Any guide to the town of Stratford-upon-Avon will mention the buildings of the Guild of the Holy Cross and their association with William Shakespeare and his family. For it was here Shakespeare almost certainly received his education and here he probably saw his first plays. The importance of the buildings in the history of the town is less frequently considered.
The well preserved-buildings are some of the most striking in the town, and, remarkably, are still used for the purposes for which they were constructed over five hundred years ago. The complex is made up of the Guild Chapel, the Guild Hall with the schoolroom above, the alms houses and additional buildings tucked away behind. A new book, The Guild and Guild Buildings of Shakespeare’s Stratford: Society, Religion, School and Stage, edited by J R Mulryne and published by Ashgate, seeks to put these buildings and the Guild for which they were erected in the spotlight. This collection of essays is written by ten scholars with a variety of expertise from archaeology to historic archives and theatre history. Several of these contributors have been associated with the town for more than thirty years and bring a wealth of knowledge to the subject.
I’ll be writing further blog posts looking at two particular aspects of this book, the school and the performances which took place in these buildings.
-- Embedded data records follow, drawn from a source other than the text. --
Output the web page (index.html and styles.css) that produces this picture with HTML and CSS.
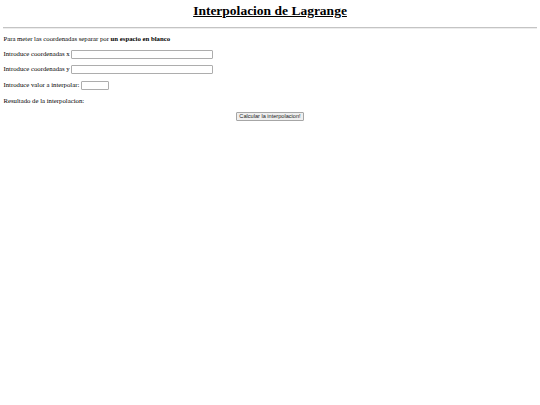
FILE: index.html
```html
<!DOCTYPE html>
<html lang="es">
<head>
<meta charset="utf-8">
<title>Interpolacion de Lagrange</title>
<link rel="stylesheet" href="styles.css">
</head>
<body class="page">
<h1 class="title"><u>Interpolacion de Lagrange</u></h1>
<hr class="rule">
<p class="line intro">Para meter las coordenadas separar por <b>un espacio en blanco</b></p>
<p class="line">Introduce coordenadas x <input class="field field-wide" type="text"></p>
<p class="line">Introduce coordenadas y <input class="field field-wide" type="text"></p>
<p class="line">Introduce valor a interpolar: <input class="field field-small" type="text"></p>
<p class="line">Resultado de la interpolacion: <span class="result"></span></p>
<div class="actions"><button class="calc" type="button">Calcular la interpolacion!</button></div>
</body>
</html>
```
FILE: styles.css
```css
.page {
  margin: 3.4px;
  font-family: "Liberation Serif", "Times New Roman", serif;
  font-size: 6.75px;
  line-height: 7.8px;
  color: #000;
  background: #fff;
}
.title {
  text-align: center;
  font-size: 13.5px;
  line-height: 15.5px;
  margin: 0 0 8.6px;
  font-weight: bold;
}
.rule {
  margin: 3.4px 0 0;
  height: 0;
  border: 0;
  border-top: 1px solid #c4c4c4;
  border-bottom: 1px solid #ededed;
}
.line {
  margin: 6.9px 0;
}
.intro {
  margin-top: 5.4px;
}
.field {
  box-sizing: border-box;
  height: 9px;
  padding: 0 1px;
  margin: 0;
  border: 1px solid #adadad;
  border-radius: 1px;
  vertical-align: middle;
  font-family: "Liberation Sans", Arial, sans-serif;
  font-size: 5.6px;
  background: #fff;
}
.field-wide {
  width: 142px;
}
.field-small {
  width: 28px;
}
.actions {
  text-align: center;
}
.calc {
  box-sizing: border-box;
  height: 9px;
  padding: 0 2px;
  border: 1px solid #a6a6a6;
  border-radius: 1px;
  background: #efefef;
  color: #222;
  font-family: "Liberation Sans", Arial, sans-serif;
  font-size: 5.6px;
  line-height: 7px;
}
```
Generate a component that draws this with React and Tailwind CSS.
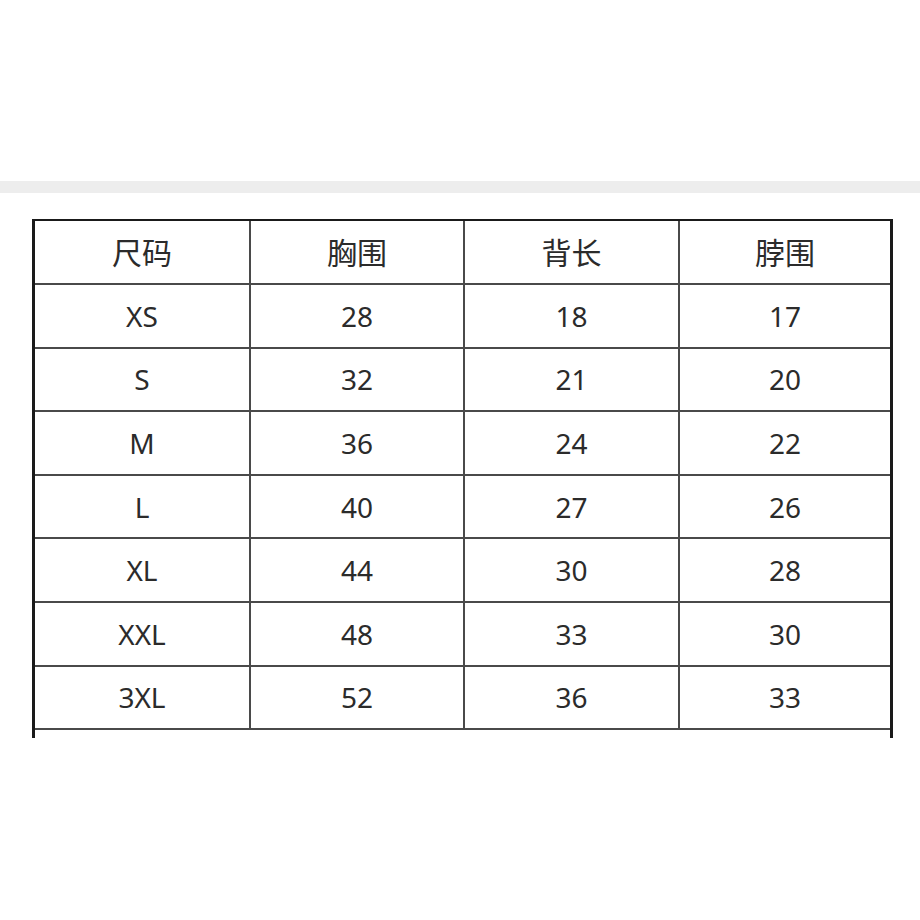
import React from "react";

const header = ["尺码", "胸围", "背长", "脖围"];
const rows = [
  ["XS", "28", "18", "17"],
  ["S", "32", "21", "20"],
  ["M", "36", "24", "22"],
  ["L", "40", "27", "26"],
  ["XL", "44", "30", "28"],
  ["XXL", "48", "33", "30"],
  ["3XL", "52", "36", "33"],
];

function Cell({ children, last, head }) {
  return (
    <div
      className={
        "flex items-center justify-center border-b-2 border-[#4a4a4a] text-[#2b2b2b] " +
        (head ? "text-[30px] " : "text-[28px] ") +
        (last ? "" : "border-r-2")
      }
    >
      {children}
    </div>
  );
}

export default function App() {
  return (
    <div
      className="w-[920px] h-[920px] bg-white flex flex-col"
      style={{ fontFamily: '"Noto Sans", "Noto Sans CJK SC", sans-serif' }}
    >
      <div className="h-[181px]" />
      <div className="h-[12px] bg-[#ededed]" />
      <div className="h-[26px]" />
      <div className="ml-[32px] w-[861px] border-l-[3px] border-r-[3px] border-t-2 border-[#1a1a1a]">
        <div className="grid grid-cols-[216px_214px_215px_1fr] auto-rows-[63.6px] grid-rows-[64px]">
          {header.map((h, i) => (
            <Cell key={h} last={i === 3} head>
              {h}
            </Cell>
          ))}
          {rows.map((r) =>
            r.map((c, i) => (
              <Cell key={r[0] + i} last={i === 3}>
                {c}
              </Cell>
            ))
          )}
        </div>
        <div className="h-[8px]" />
      </div>
    </div>
  );
}
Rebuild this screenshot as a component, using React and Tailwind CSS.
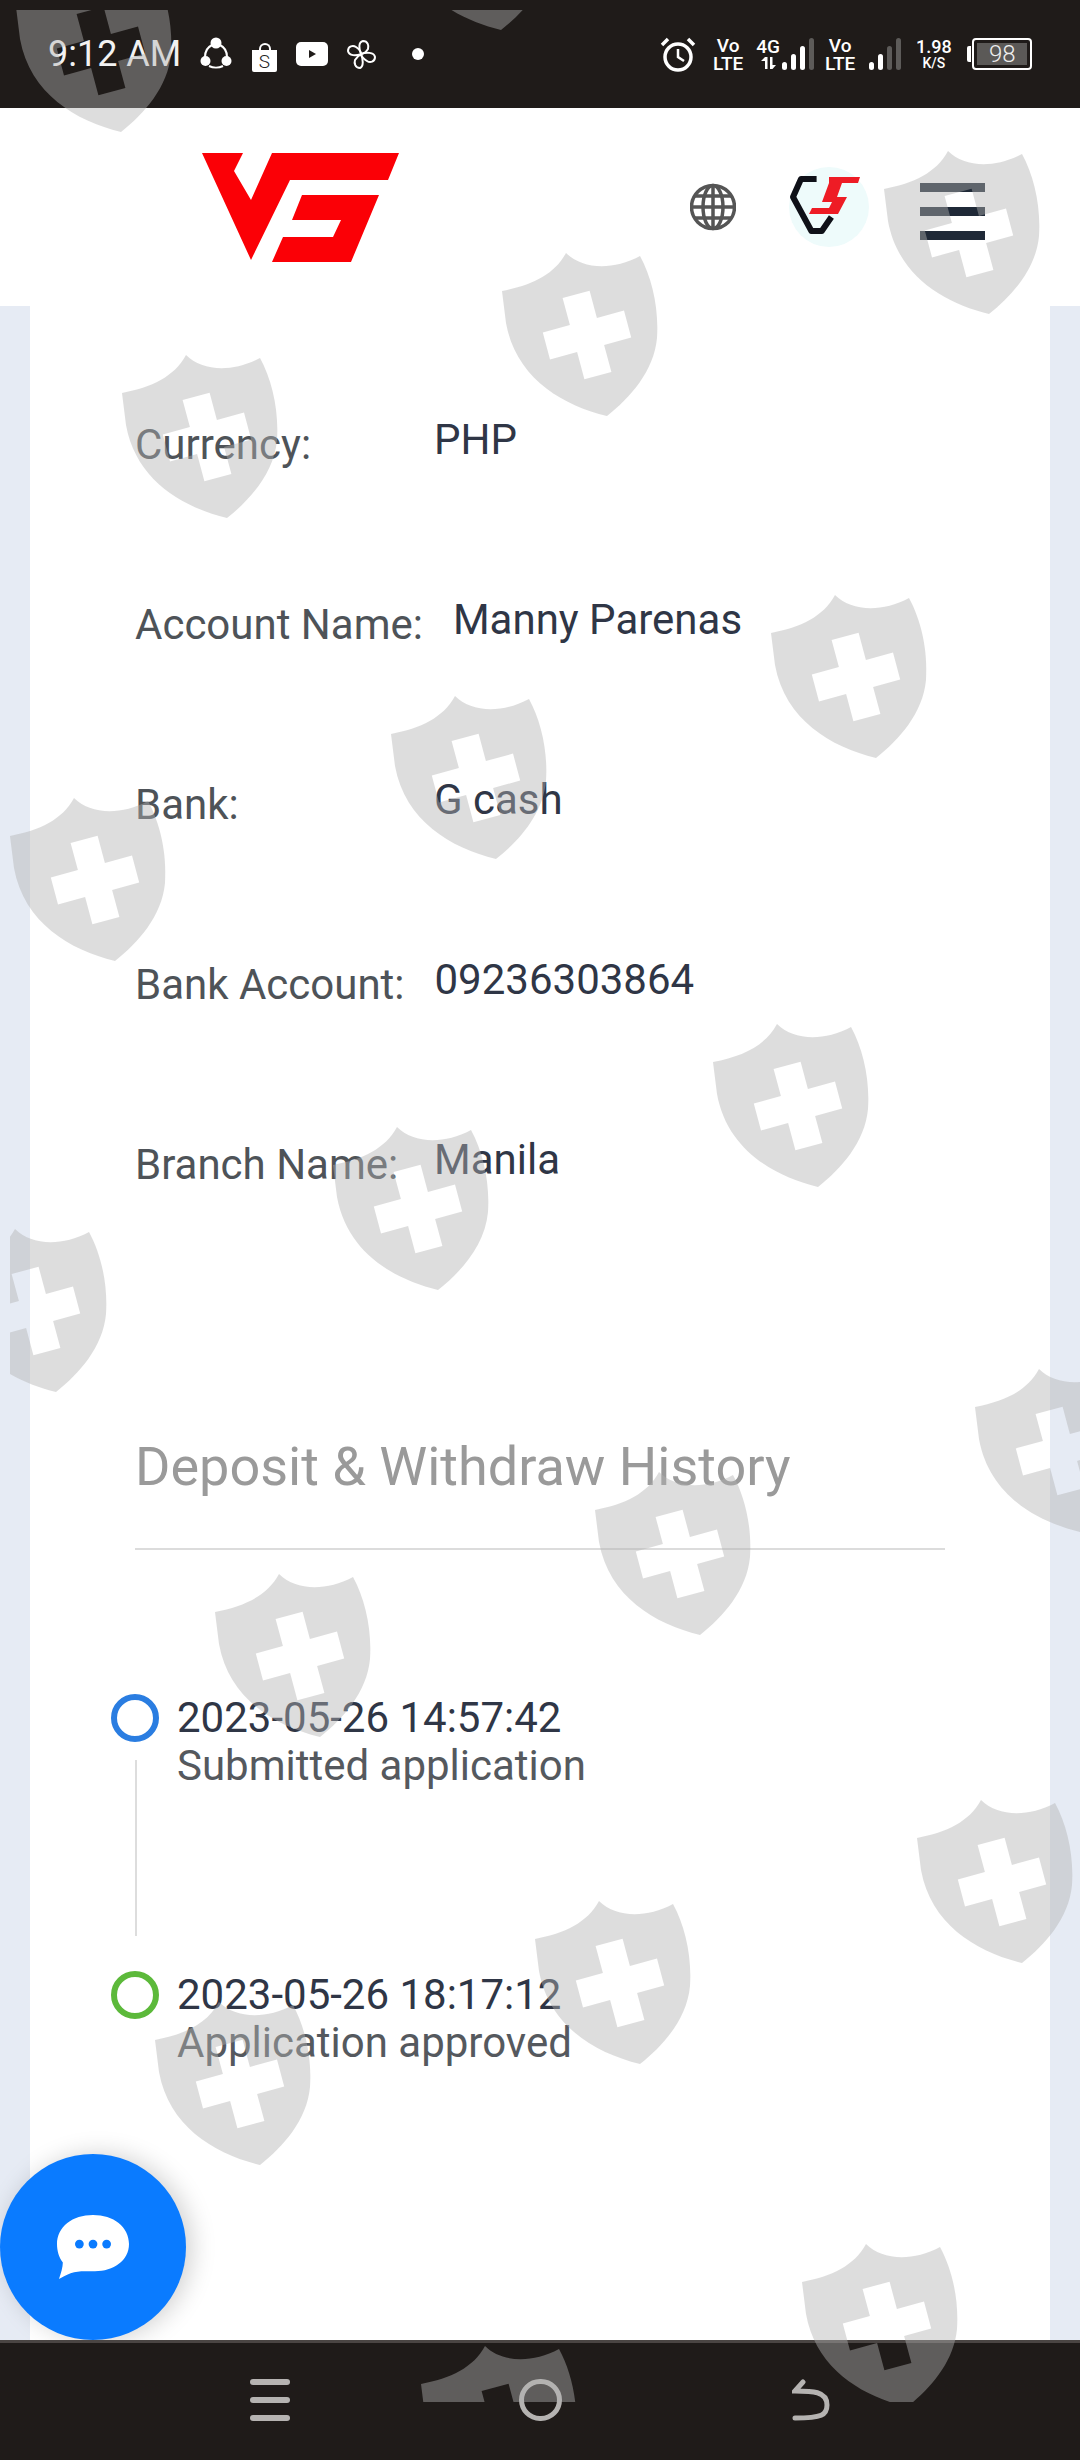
const shields = [
  [16, -31], [396, -133], [884, 151], [502, 253], [122, 355], [771, 595], [391, 696], [10, 798],
  [713, 1024], [333, 1127], [-49, 1229], [975, 1369], [595, 1472], [215, 1574], [917, 1800],
  [535, 1901], [155, 2002], [802, 2244], [421, 2346],
];

function Shield({ x, y }) {
  return (
    <svg
      className="absolute"
      style={{ left: x - 10, top: y - 10 }}
      width="157"
      height="164"
      viewBox="0 0 157 164"
    >
      <path
        fillRule="evenodd"
        fill="#b1b1b1"
        fillOpacity="0.44"
        d="M64 0C80 16 110 18 138 3C150 25 157 55 155 85C152 118 128 145 105 163C60 152 14 125 4 70L0 38C30 32 52 22 64 0ZM60.6 45L87.6 37.8L94.9 64.9L122 57.6L129.2 84.6L102.1 91.9L109.4 119L82.4 126.2L75.1 99.1L48 106.4L40.8 79.4L67.9 72.1Z"
      />
    </svg>
  );
}

function Stack({ top, bottom, className = "" }) {
  return (
    <div className={`flex flex-col items-center font-['Roboto',sans-serif] font-medium text-white ${className}`}>
      <span className="text-[19px] leading-[18px]">{top}</span>
      <span className="text-[19px] leading-[17px]">{bottom}</span>
    </div>
  );
}

function Bars({ lit }) {
  const hs = [8, 16, 24, 32];
  return (
    <svg width="32" height="34" viewBox="0 0 32 34">
      {hs.map((h, i) => (
        <rect key={i} x={i * 9} y={33 - h} width="5" height={h} rx="2.5" fill={i < lit ? "#ffffff" : "#5d5b59"} />
      ))}
    </svg>
  );
}

function StatusBar() {
  return (
    <div className="flex h-[108px] shrink-0 items-center bg-[#1f1b19] pl-[48px] text-white">
      <span className="w-[130px] whitespace-nowrap font-['Roboto',sans-serif] text-[36px] font-normal leading-none text-[#f2f2f2]">9:12 AM</span>
      <svg className="ml-[22px]" width="32" height="34" viewBox="0 0 32 34" fill="none">
        <path d="M5 20C5 14 8 10 12 8M27 20C27 14 24 10 20 8M9 29C13 31 19 31 23 29" stroke="#fff" strokeWidth="2" />
        <circle cx="16" cy="6" r="5.5" fill="#fff" />
        <circle cx="5.5" cy="24" r="5" fill="#fff" />
        <circle cx="26.5" cy="24" r="5" fill="#fff" />
      </svg>
      <div className="relative ml-[20px] mt-[14px] flex h-[22px] w-[25px] items-center justify-center rounded-b-[2px] bg-white font-['Roboto',sans-serif] text-[19px] font-light leading-none text-[#222222]">
        S
        <span className="absolute -top-[7px] h-[8px] w-[12px] rounded-t-full border-2 border-b-0 border-white" />
      </div>
      <svg className="ml-[19px]" width="32" height="24" viewBox="0 0 32 24">
        <rect width="32" height="24" rx="5" fill="#fff" />
        <path d="M13 8L20 12L13 16Z" fill="#1f1b19" />
      </svg>
      <svg className="ml-[18px]" width="31" height="31" viewBox="0 0 31 31" fill="none" stroke="#fff" strokeWidth="2">
        <path d="M15 15C10 17 3 17 2 12C2 7 7 6 10 8C13 10 15 12 15 15Z" />
        <path d="M15 15C13 10 12 3 17 2C22 2 23 7 22 10C20 13 18 15 15 15Z" />
        <path d="M15 15C20 13 28 13 29 18C29 23 24 24 21 22C18 20 15 18 15 15Z" />
        <path d="M15 15C17 20 18 27 14 29C9 29 8 24 9 21C11 18 13 16 15 15Z" />
      </svg>
      <span className="ml-[35px] h-[12px] w-[12px] rounded-full bg-white" />

      <svg className="ml-[236px]" width="36" height="36" viewBox="0 0 36 36" fill="none" stroke="#fff">
        <circle cx="18" cy="21" r="13" strokeWidth="3.5" />
        <path d="M18 13V21L24 25" strokeWidth="2.5" />
        <path d="M2 9L8 3M34 9L28 3" strokeWidth="3.5" />
      </svg>
      <Stack className="ml-[17px]" top="Vo" bottom="LTE" />
      <div className="ml-[13px] flex flex-col items-center font-['Roboto',sans-serif] font-medium leading-none text-white">
        <span className="text-[19px] leading-[18px]">4G</span>
        <svg width="15" height="14" viewBox="0 0 15 14" fill="#fff">
          <path d="M4 1V13H6.5V1ZM4 1L0 5H4ZM9 1V13H11.5V1ZM11.5 13L15 9H11.5Z" />
        </svg>
      </div>
      <div className="ml-[2px]"><Bars lit={3} /></div>
      <Stack className="ml-[11px]" top="Vo" bottom="LTE" />
      <div className="ml-[14px]"><Bars lit={2} /></div>
      <div className="ml-[13px] flex w-[39px] flex-col items-center font-['Roboto',sans-serif] font-medium leading-none text-white">
        <span className="text-[18px] leading-[18px]">1.98</span>
        <span className="text-[14px] leading-[15px]">K/S</span>
      </div>
      <div className="ml-[14px] h-[16px] w-[4px] rounded-l-[2px] bg-[#ffffff]" />
      <div className="ml-[1px] flex h-[32px] w-[60px] items-center rounded-[4px] border-2 border-white p-[3px]">
        <div className="flex h-full w-full items-center justify-center bg-[#5b5957] font-['Roboto',sans-serif] text-[24px] font-light leading-none text-[#eeeeee]">98</div>
      </div>
    </div>
  );
}

function Header() {
  return (
    <div className="flex h-[198px] shrink-0 items-center bg-white pl-[202px]">
      <svg width="197" height="109" viewBox="0 0 197 109">
        <path fill="#fb0006" d="M0 0H41L32 18L49 47L70 0H197L186 27H88L49 107Z" />
        <path fill="#fb0006" d="M100 42H177L149 109H70L81 84H131L139 67H90Z" />
      </svg>
      <svg className="ml-[291px]" width="46" height="48" viewBox="0 0 46 48" fill="none" stroke="#555555" strokeWidth="3.5">
        <circle cx="23" cy="24" r="21.5" />
        <ellipse cx="23" cy="24" rx="10" ry="21.5" />
        <path d="M23 2.5V45.5M2 24H44M5 13H41M5 35H41" />
      </svg>
      <div className="ml-[53px] flex h-[80px] w-[80px] items-center justify-center rounded-full bg-[#eefbfb]">
        <svg width="80" height="80" viewBox="0 0 80 80" fill="none">
          <path d="M27.6 12H12L4 30L22.4 64H32.8L42.4 50" stroke="#0f1118" strokeWidth="6" strokeLinejoin="round" />
          <path fill="#ee1c25" d="M40 10H71L69 16H53L48 30H58L49 47H20L23 41H40L43 35H33L40 16Z" />
        </svg>
      </div>
      <div className="ml-[51px] mt-[8px] flex w-[65px] flex-col gap-[15px]">
        <div className="h-[9px] bg-[#1f2937]" />
        <div className="h-[9px] bg-[#1f2937]" />
        <div className="h-[9px] bg-[#1f2937]" />
      </div>
    </div>
  );
}

const rows = [
  ["Currency:", "PHP"],
  ["Account Name:", "Manny Parenas"],
  ["Bank:", "G cash"],
  ["Bank Account:", "09236303864"],
  ["Branch Name:", "Manila"],
];

function Content() {
  return (
    <div className="relative flex-1 overflow-hidden bg-[#e6ebf4] px-[30px]">
      <div className="h-full bg-white pl-[105px] pr-[105px] pt-[109px] font-['Roboto',sans-serif]">
        <div className="flex flex-col gap-[130px]">
          {rows.map(([label, value]) => (
            <div key={label} className="flex h-[50px] items-start gap-[30px] text-[42px] leading-[50px]">
              <span className="mt-[5px] min-w-[269px] text-[#4e5358]">{label}</span>
              <span className="text-[#2f3646]">{value}</span>
            </div>
          ))}
        </div>
        <h2 className="mt-[250px] text-[54px] font-normal leading-[64px] text-[#9a9a9a]">Deposit &amp; Withdraw History</h2>
        <div className="mt-[49px] h-[2px] bg-[#dcdcdc]" />
        <div className="relative mt-[144px] flex flex-col gap-[181px] pl-[42px]">
          <span className="absolute bottom-[131px] left-0 top-[66px] w-[2px] bg-[#dddddd]" />
          {[
            ["2023-05-26 14:57:42", "Submitted application", "border-[#2a7de1]"],
            ["2023-05-26 18:17:12", "Application approved", "border-[#5cb93a]"],
          ].map(([date, text, ring]) => (
            <div key={date} className="relative h-[96px]">
              <span className={`absolute -left-[66px] top-0 h-[48px] w-[48px] rounded-full border-[6px] bg-white ${ring}`} />
              <div className="text-[42px] leading-[48px] text-[#2f3646]">{date}</div>
              <div className="text-[42px] leading-[48px] text-[#55595e]">{text}</div>
            </div>
          ))}
        </div>
      </div>
      <div className="absolute bottom-0 left-0 flex h-[186px] w-[186px] items-center justify-center rounded-full bg-[#0a7bff] shadow-[6px_0_24px_rgba(0,0,0,0.18)]">
        <svg width="72" height="66" viewBox="0 0 74 66">
          <path fill="#fff" d="M37 0C58 0 74 12 74 30C74 47 58 58 39 58C30 58 22 57 14 60C9 62 5 64 2 66C4 60 6 54 6 49C2 44 0 37 0 30C0 12 16 0 37 0Z" />
          <circle cx="23" cy="30" r="4.5" fill="#0a7bff" />
          <circle cx="37" cy="30" r="4.5" fill="#0a7bff" />
          <circle cx="51" cy="30" r="4.5" fill="#0a7bff" />
        </svg>
      </div>
    </div>
  );
}

function NavBar() {
  return (
    <div className="flex h-[120px] shrink-0 items-start border-t-[3px] border-[#4a4543] bg-[#1f1b19] pl-[250px] pt-[36px]">
      <div className="flex w-[40px] flex-col gap-[12px]">
        <div className="h-[6px] rounded-full bg-[#b5b3b1]" />
        <div className="h-[6px] rounded-full bg-[#b5b3b1]" />
        <div className="h-[6px] rounded-full bg-[#b5b3b1]" />
      </div>
      <span className="ml-[229px] h-[42px] w-[43px] rounded-full border-[5px] border-[#b5b3b1]" />
      <svg className="ml-[230px]" width="38" height="42" viewBox="0 0 38 42" fill="none" stroke="#b5b3b1" strokeWidth="5" strokeLinecap="round">
        <path d="M11 3L3 12C20 12 35 12 35 26C35 36 30 39 3 39" />
      </svg>
    </div>
  );
}

export default function App() {
  return (
    <div className="relative flex h-[2460px] w-[1080px] flex-col overflow-hidden bg-white">
      <StatusBar />
      <Header />
      <Content />
      <NavBar />
      <div className="pointer-events-none absolute bottom-[58px] left-[10px] right-0 top-[10px] overflow-hidden">
        {shields.map(([x, y]) => (
          <Shield key={`${x}-${y}`} x={x} y={y} />
        ))}
      </div>
    </div>
  );
}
The Guild itself dates back to the thirteenth century, a religious foundation which over the years became more and more secular and provided much of the government of the town. Mairi Macdonald has already published a transcript of the Guild’s membership register dating from 1406 to the dissolution in the 1540s, and her chapter in the book is based on her findings. Both the clergy and laity were involved with the Guild, and members were drawn not just from the local area but also from Coventry, London, Bristol and even Cumbria. Local members stated their occupations which illustrated “an economy focused on the food, clothing and building trades: bakers, butchers, millers, weavers, tailors, walkers (fullers of cloth), shoemakers, drapers, hosiers, glovers, carpenters, smiths and slaters”. The surviving accounts also demonstrate how much building and rebuilding took place, and the part played by a few wealthy benefactors in this process.
Sylvia Gill’s chapter on the Reformation looks at the effect of the sixteenth-century’s religious upheavals on the Guild. Both the town’s religious institutions, the Guild and the College, were dissolved, with the thirteen priests in the town being reduced to one, the others offered pensions. Surviving documentation, amazingly, allows us to know the names of some of these priests and even what happened to them, most of the younger men eventually finding positions elsewhere. Personalising these stories emphasises the difficulties experienced by those who lived through the religious upheavals of the decades before Shakespeare was born.
Robert Bearman’s chapter and its companion by M A Webster focus on the process by which the town moved towards independent governance after the Reformation and how this change affected the Guild buildings. Several of the people most dominant in the affairs of the Guild also became burgesses in the newly-formed Corporation, and the Guild Hall carried on being the focal point of civic life, holding the hearings of the court of record which handled relatively small financial claims, important in a community so dependant on commerce.
It’s rare to find buildings like this still standing, rarer still that they still carry out many of the functions for which they were intended. The book also includes the results of archaeological surveys that have provided much new information about the development of these buildings. But it’s the existence of the documentary sources that complete the picture, allowing the authors to put flesh on the bones by personalising these buildings and providing additional evidence.
Just as the study of Shakespeare’s plays has tended to encourage a view of him as a solitary genius rather than a writer among writers, a Shakespeare-centric view has prevented us from seeing that Stratford was a town governed in an orderly fashion by an organisation that had been taking care of the spiritual, educational and social needs of its residents for centuries before his birth. This timely collection brings a new depth to the history of Stratford and to the background of its most famous son.